Brick, clay and bare horizons
The village palette is simple: terracotta roofs, ochre earth, white-washed upper walls that throw the light back in your face. Adobe houses sit shoulder-to-shoulder with taller brick dwellings whose wooden balconies were added in the nineteenth century when wool money replaced cereal money. Walk Calle Saturno at sunrise and the façades glow the same colour as a Cornish pilchard boat; by midday they bleach to biscuit, and at dusk the air turns the colour of diluted terracotta paint. Photographers love it—so long as they pack a lens cloth. The wind lifts dust from the surrounding ploughland and coats every surface in a fine Castilian powder.

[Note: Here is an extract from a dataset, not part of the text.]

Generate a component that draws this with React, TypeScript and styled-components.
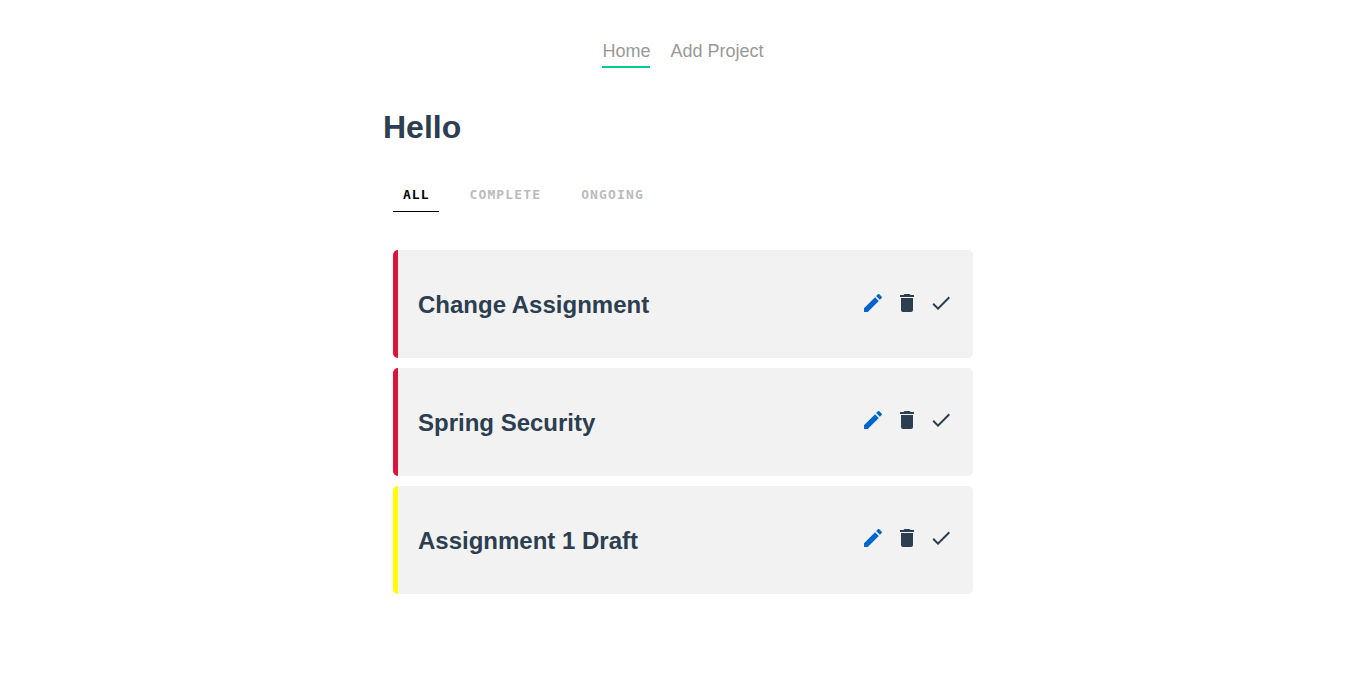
import React from 'react';
import styled, { createGlobalStyle } from 'styled-components';

const GlobalStyle = createGlobalStyle`
  * { margin: 0; padding: 0; box-sizing: border-box; }
  body {
    background: #fff;
    font-family: 'Liberation Sans', Arial, sans-serif;
    color: #2c3e50;
  }
`;

const Nav = styled.nav`
  display: flex;
  justify-content: center;
  gap: 20px;
  padding-top: 41px;
`;

const NavLink = styled.a<{ $active?: boolean }>`
  font-size: 18px;
  line-height: 21px;
  color: #999;
  text-decoration: none;
  padding-bottom: 4px;
  border-bottom: 2px solid ${(p) => (p.$active ? '#00ce89' : 'transparent')};
`;

const Main = styled.main`
  width: 600px;
  margin: 41px auto 0;
`;

const Title = styled.h1`
  font-size: 32px;
  line-height: 37px;
`;

const Filters = styled.div`
  display: flex;
  gap: 20px;
  margin: 35px 10px 38px;
`;

const FilterButton = styled.button<{ $active?: boolean }>`
  background: none;
  border: 0;
  border-bottom: 1px solid ${(p) => (p.$active ? '#000' : 'transparent')};
  padding: 7px 10px 9px;
  color: ${(p) => (p.$active ? '#000' : '#bbb')};
  font-family: 'DejaVu Sans Mono', monospace;
  font-size: 13px;
  line-height: 14px;
  font-weight: 700;
  letter-spacing: ${(p) => (p.$active ? '1px' : '1.13px')};
  text-transform: uppercase;
`;

const List = styled.div`
  display: flex;
  flex-direction: column;
  gap: 10px;
  padding: 0 10px;
`;

const Card = styled.article<{ $accent: string }>`
  display: flex;
  justify-content: space-between;
  align-items: center;
  height: 107.9px;
  padding: 0 20px;
  background: #f2f2f2;
  border-left: 5px solid ${(p) => p.$accent};
  border-radius: 5px;
`;

const CardTitle = styled.h2`
  font-size: 24px;
  line-height: 28px;
  padding-top: 2px;
`;

const Actions = styled.div`
  display: flex;
  gap: 10px;
  padding-bottom: 2.9px;
`;

const Icon = styled.svg<{ $blue?: boolean }>`
  width: 24px;
  height: 24px;
  fill: ${(p) => (p.$blue ? '#0066cc' : '#2c3e50')};
`;

const pencil =
  'M20.71,7.04C21.1,6.65 21.1,6 20.71,5.63L18.37,3.29C18,2.9 17.35,2.9 16.96,3.29L15.12,5.12L18.87,8.87M3,17.25V21H6.75L17.81,9.93L14.06,6.18L3,17.25Z';
const trash =
  'M19,4H15.5L14.5,3H9.5L8.5,4H5V6H19M6,19A2,2 0 0,0 8,21H16A2,2 0 0,0 18,19V7H6V19Z';
const check = 'M21,7L9,19L3.5,13.5L4.91,12.09L9,16.17L19.59,5.59L21,7Z';

const projects = [
  { title: 'Change Assignment', accent: 'crimson' },
  { title: 'Spring Security', accent: 'crimson' },
  { title: 'Assignment 1 Draft', accent: 'yellow' },
];

export default function App() {
  return (
    <>
      <GlobalStyle />
      <Nav>
        <NavLink $active>Home</NavLink>
        <NavLink>Add Project</NavLink>
      </Nav>
      <Main>
        <Title>Hello</Title>
        <Filters>
          <FilterButton $active>All</FilterButton>
          <FilterButton>Complete</FilterButton>
          <FilterButton>Ongoing</FilterButton>
        </Filters>
        <List>
          {projects.map((project) => (
            <Card key={project.title} $accent={project.accent}>
              <CardTitle>{project.title}</CardTitle>
              <Actions>
                <Icon viewBox="0 0 24 24" $blue><path d={pencil} /></Icon>
                <Icon viewBox="0 0 24 24"><path d={trash} /></Icon>
                <Icon viewBox="0 0 24 24"><path d={check} /></Icon>
              </Actions>
            </Card>
          ))}
        </List>
      </Main>
    </>
  );
}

Start with the two churches because, frankly, they are impossible to ignore. Santa María, late-Gothic graduating into plateresque, charges admission of €2.50 and keeps erratic hours (Tue-Sun 10:30-14:00 & 16:30-19:00; pick the key up from the tourist office on the plaza if the door is locked). Inside are panels attributed to Pedro Berruguete and a gilded altarpiece that locals call "our little Prado". The brick bell-tower can be climbed for an extra euro; from the top you grasp just how ruler-straight the surrounding grain roads are—Roman cadastral lines still dictate modern tractor routes. San Pedro, two blocks north, is older and heavier: Romanesque bones clothed in later rebuilds. Its tower is shorter, squatter, the bell-hole a simple Castilian arch that frames the sky like a minimalist painting.

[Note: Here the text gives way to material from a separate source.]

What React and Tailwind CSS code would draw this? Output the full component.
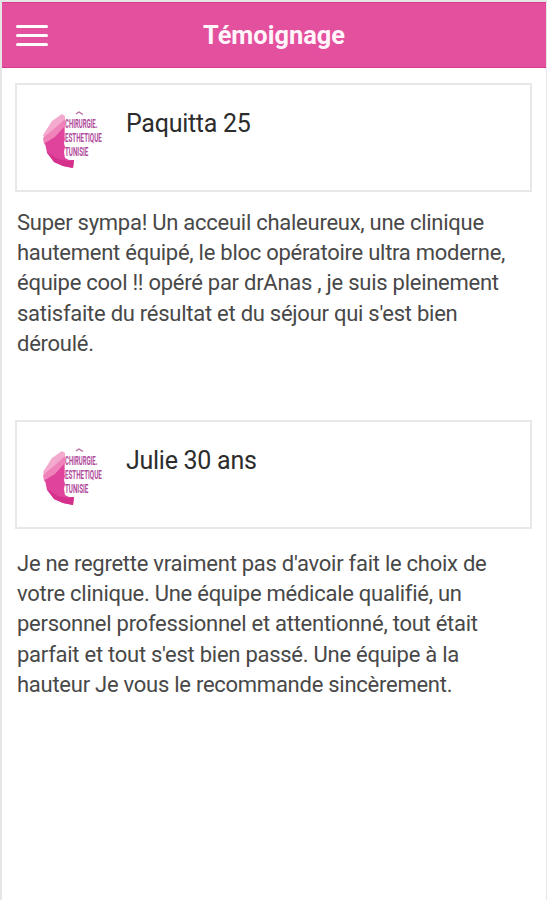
import React from 'react';

const testimonials = [
  {
    id: 1,
    name: 'Paquitta 25',
    lines: [
      'Super sympa! Un acceuil chaleureux, une clinique',
      'hautement équipé, le bloc opératoire ultra moderne,',
      'équipe cool !! opéré par drAnas , je suis pleinement',
      "satisfaite du résultat et du séjour qui s'est bien",
      'déroulé.',
    ],
  },
  {
    id: 2,
    name: 'Julie 30 ans',
    lines: [
      "Je ne regrette vraiment pas d'avoir fait le choix de",
      'votre clinique. Une équipe médicale qualifié, un',
      'personnel professionnel et attentionné, tout était',
      "parfait et tout s'est bien passé. Une équipe à la",
      'hauteur Je vous le recommande sincèrement.',
    ],
  },
];

const ClinicLogo = () => (
  <svg viewBox="0 0 90 80" className="h-[80px] w-[90px] shrink-0">
    <path d="M32 14 L22 21 L13 35 L16 42 L35 28 L35 16 Z" fill="#f4a9cf" />
    <path d="M35 19 L24 29 L13 38 L14 44 L19 48 L35 36 Z" fill="#ee82b9" />
    <path d="M34 27 L25 37 L15 43 L17 53 L24 62 L33 66 L43 68 L44 60 L39 60 L35 58 L34 52 L35 47 L34 43 L35 39 L34 35 Z" fill="#df439b" />
    <path d="M17 52 L24 62 L33 66 L43 68 L44 60 L38 61 L28 59 Z" fill="#d6308d" />
    <path d="M46 14 L49 12 L53 14.500" fill="none" stroke="#b5669f" strokeWidth="1.200" />
    <g fill="#b04a9b" fontFamily="Roboto, sans-serif" fontWeight="700">
      <text transform="translate(35 27.5) scale(0.5 1)" fontSize="12">CHIRURGIE.</text>
      <text transform="translate(35 41.5) scale(0.48 1)" fontSize="13">ESTHETIQUE</text>
      <text transform="translate(35 56) scale(0.48 1)" fontSize="13">TUNISIE</text>
    </g>
  </svg>
);

const Header = () => (
  <header className="relative flex h-[66px] items-center justify-center border-y border-[#d93a8d] bg-[#e3509e]">
    <button aria-label="Menu" className="absolute left-[14px] top-[22px] flex flex-col gap-[6px]">
      <span className="h-[3px] w-8 rounded-full bg-white" />
      <span className="h-[3px] w-8 rounded-full bg-white" />
      <span className="h-[3px] w-8 rounded-full bg-white" />
    </button>
    <h1 className="text-[25.4px] font-bold text-[#fff5fa]">Témoignage</h1>
  </header>
);

const Testimonial = ({ item, children }) => (
  <article>
    <div className="ml-[13px] mr-[14px] flex h-[109px] border-2 border-[#e8e8e8] pl-[13px] pt-[15px]">
      <ClinicLogo />
      <h2 className="ml-[6px] mt-[9px] text-[25px] leading-[30px] tracking-[-0.27px] text-[#2c2c2c]">{item.name}</h2>
    </div>
    {children}
  </article>
);

const Comment = ({ lines }) => (
  <p className="ml-[15px] text-[22px] leading-[30.2px] tracking-[-0.26px] text-[#484848]">
    {lines.map((line) => (
      <span key={line} className="block whitespace-nowrap">{line}</span>
    ))}
  </p>
);

const App = () => {
  return (
    <div className="h-[900px] w-[547px] overflow-hidden border-l-2 border-r border-t-2 border-[#e6e6e6] bg-white font-[Roboto,sans-serif]">
      <Header />
      <main className="flex flex-col pt-[15px]">
        <div className="h-[337px]">
          <Testimonial item={testimonials[0]}>
            <div className="pt-[16px]">
              <Comment lines={testimonials[0].lines} />
            </div>
          </Testimonial>
        </div>
        <Testimonial item={testimonials[1]}>
          <div className="pt-[20px]">
            <Comment lines={testimonials[1].lines} />
          </div>
        </Testimonial>
      </main>
    </div>
  );
};

export default App;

Between them stands the sixteenth-century rollo jurisdiccional, a stone column where public punishments were carried out. It is not ornate, but it is eloquent: a reminder that this community once had the power to hang you. Touch the iron ring halfway up and you will find it polished by centuries of bored shepherds.
Cafés, churches and the Tuesday invasion
Becerril wakes up only once a week. On Tuesday morning vans from Valladolid and Palencia roll into the south-east corner of the plaza and unfold awnings: cheese trucks, honey stalls, a chap who sells nothing but padded coat-hangers. Market day doubles the population for four hours; the butcher runs a two-for-one on morcilla and the bakery brings out almond biscuits called mantecadas that taste of pork lard and Christmas. Arrive at eleven, queue with the locals for a churro, and you will hear more Castilian Spanish than English spoken all year. That is the point: no one comes here by accident, and very few come at all.
Stay for lunch. El Rescate opens at 13:30 and will, if pushed, serve what they advertise as an "English breakfast" (eggs, bacon, Heinz beans) but the real action is at Tres Culturas on the main Valladolid road. Order the menestra de verduras and you get a bowl of chickpeas, spinach and blood sausage that could stun a ploughman at twenty paces. House wine comes in 250 ml porróns—miniature glass jugs that look like chemistry equipment. A three-course menú del día costs €14 and you will not need supper.
Afternoon options depend on footwear. The village itself is flat and can be walked end-to-end in twenty minutes, but the surrounding grain belt is criss-crossed by cañadas, ancient drove-roads now signed as PR-PO-14. They are dead straight, shade-free and, in July, a study in shimmering heat haze. Spring and autumn are kinder: skylarks overhead, the smell of wet clay after rain, and occasional circles of stork nests perched on electricity pylons. Fifteen kilometres north the Canal de Castilla slices through the plain; the tow-path is rideable on hybrids so long as you avoided last night's storm—otherwise the surface turns to glue and you will push rather than pedal.
A room with no view—and why that matters
Accommodation is limited. Hotel Camino Real occupies a converted grain warehouse on Calle Venus; rooms are large, heating is fierce (this is 770 m remember) and the Wi-Fi works most of the time. Double rooms start at €55 including garage parking—useful because street lighting is modest and the nearest petrol is 18 km away in Palencia. There is no pool, no spa, no rooftop bar, just thick walls and small windows designed to keep out the summer furnace. Book ahead for Holy Week; otherwise you can usually turn up and haggle.
Evenings revolve around the plaza. Children play tag beneath the arcades while grandparents occupy the stone benches in strict rotation. By 22:30 even the dogs have gone home; the loudest sound is the clack-clack of the automatic irrigation sprinklers on the football pitch. British visitors expecting tapas trails or craft-beer pubs are disappointed—until they realise this is the attraction. The sky is enormous, the stars unsullied, and the only Instagram danger is battery drain from long-exposure shots of the Milky Way.
When to come—and when not to
April-May: green wheat, mild days, night frost possible. Storks everywhere.
September: harvest dust turns sunsets copper; temperatures drop to walking-friendly 24 °C.
Mid-December to mid-January: sharp nights (-8 °C), brilliant days, almost no tourists; Santa María keeps festive opening hours but bring cash because the ATM is still 13 km away.
Avoid August weekends unless you crave silence so complete it feels post-apocalyptic. Avoid Easter unless you booked months ago. And if you must come in July, start walking at dawn, finish by eleven, then retreat to a shaded café and pretend you always meant to read a book all afternoon.
Leave time for the sacred-art museum attached to Santa María. It takes forty minutes, admission is included in the church ticket, and the custodian will unlock the lights if you ask nicely. Among the gilded monstrances and frayed bishops' gloves is a polychrome Virgin whose face was repainted in 1931 to resemble a famous actress of the day—local gossip claims it was an attempt to stop the parish priest flirting with cinema usherettes. The story may be apocryphal; the smile is definitely Hollywood.
Becerril will not change your life. It will, however, slow it down to the rhythm of grain ripening and church bells that still mark the quarters rather than the hour. Drive away across the empty plain and the tower stays in the rear-view mirror longer than seems geometrically possible, a brick bookmark holding your place in Castile until you decide to return.